Humdrum Conundrum: Does or does it not make sense to insist that how each
person sees things depends entirely on that persons unique time, place, and
subjective judgement? on their cultural background?
I would like to point
out that this paper is written assuming there is an absolute reality...and there
is actually a table sitting there, and it is not just a figment of our
imagination, as it were. Pardon the assumption, I have to have somewhere to work
from.
“Did You Just See That?”
I believe it makes perfect sense to
insist how someone sees something depends entirely on his or her point of view.
A great modern philosopher, Bertrand Russell’s, idea of appearance and reality
explains that perception of a table and its distribution of colors, shape, and
sense, vary with each point of view. Commenting on the distribution of
color, Russell states that, "It follows that if several people are looking
at the table at the same moment, no two of them will see exactly the same
distribution of colors, because no two can see it from exactly the same point of
view, and any change in the point of view makes some change in the way the light
is reflected." What one person sees the table as green, one might see as red at
another viewpoint. And what might seem to have color is actually colorless in
the dark. What one might perceive as being rectangle, may look oval in another
view. What may sense the table to be hard by a touch of the fingertips may be
soft by the touch of the cheek. Determining hardness of the table depends on
pressure applied and judge of the sensation. No assumptions can be absolutely
true because
there is no determining factor in choosing the right angle to
look at or sense the table. There are no determining factors in which angle or
measurement is better to judge than the other in sense of color, shape, and feel
of an object. So, depending on an individual’s point of reference, or point of
view, will alter their sense of perception of any object, thing, or mass. It is
the same idea with a photograph. Depending on the lighting, time of day, and
position the picture was taken from, a table can be made to look like any number
of things. If it is night, the table may look like a darker lump against a dark
backdrop. It is still a table, but it is perceived differently.
To use
another example, think of sitting, relaxing on a nice sandy beach with a few
friends of choice. As you sit in your cabana chairs, sippin’ a brew, you calmly
note that there seems to be a large, dark spot above the water, and it seems to
be emitting a few reddish flashes every now and again. From the information just
perceived while sitting there in the cabana, you come to a conclusion that that
dark spot is the very tip of a storm cloud moving towards you. You shout down to
your companions, who are playing frisbee about 50 feet away, more or less,
telling them to observe the spot for themselves, thinking that once they see it,
they will agree, and all doubt will be removed as to its identity. Now, suppose
that one of your chums is from the lovely island nation of Japan. He heed your
call, looks up at the spot, and proceeds to run from the beach, heedless of
fences and seawalls, screaming something crazy about Godzilla is coming.

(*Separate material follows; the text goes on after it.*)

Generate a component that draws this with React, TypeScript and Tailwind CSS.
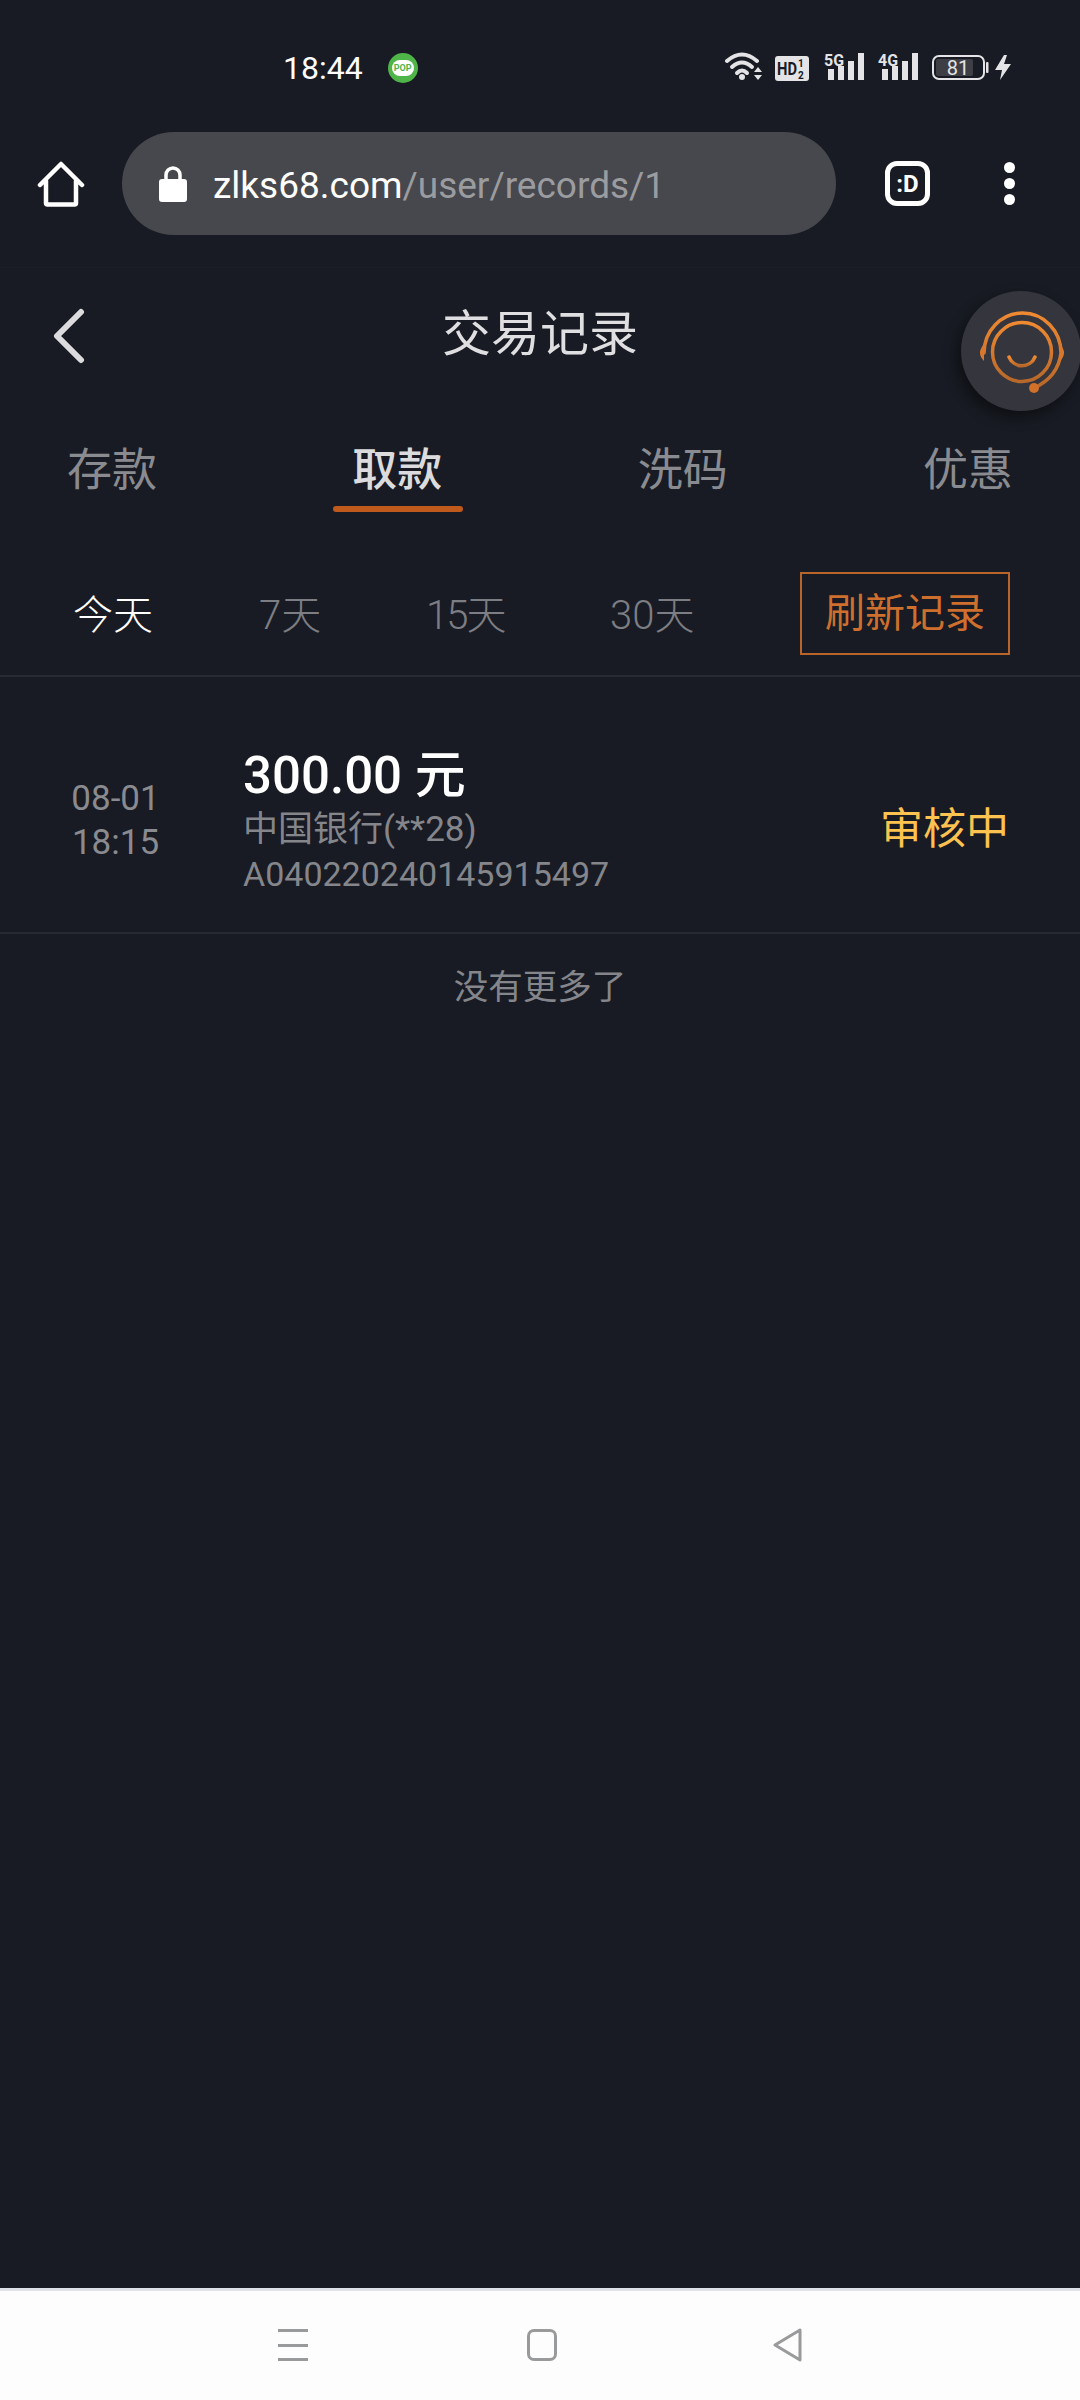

Obviously, your buddy perceived something other than a storm cloud out in the
distance; Rather, it seems that he took in the sensory information, and into his
perception jumped in an item from his cultural background: a large firebreathing
lizard that comes from the sea to either destroy or protect Tokyo. From 50 feet
away on the hot sand, his perception was altered. But more importantly, it shows
how cultural background can influence perception. There is another example, even
more make-believe than the first. In the Disney movie “The Little Mermaid”, the
main characters of the story most decidedly live in an entirely different
culture...that is to say, Under the Sea (bad pun, I apologize). One day, after
she has finished gathering strange objects originating from the land above the
sea, Ariel takes them to her seagull friend Scuttle, thinking he might know
something about the objects. But, since both Scuttle and Ariel are not a part of
that culture, they can only speculate that a fork is in fact NOT a dinglehopper,
and is used for eating, not grooming oneself. If someone presented us with a
fork, we would make an observation, and quickly draw from our minds the identity
of a fork. There would be no reasonable objection to that conclusion, for we
have experienced forks in the past. But since our two animated friends had never
been exposed to a fork before, they were forced to draw conclusions from their
entirely different point of view. That situation is a wonderful example of how
culture can directly influence someone’s perception.
Perception is tricky:
no two perceptions by one person will be alike. If there IS an absolute reality,
then an object is an object is an object, and will always be that object, no
matter what the point of view it is being observed from. Even if you are
cowering underneath it, your desk still is a desk, even though you can only see
the underside of it. And if I am standing on top of it, screaming and shouting
and waving a chainsaw like some crazy person, assuming I am still seeing things
“normally”, I am still seeing the desk, even though it is the top of it. George
Lucas really knew what he was talking about when he had the great Obi-Wan Kenobi
say: “Everything is true, from a certain point of view.”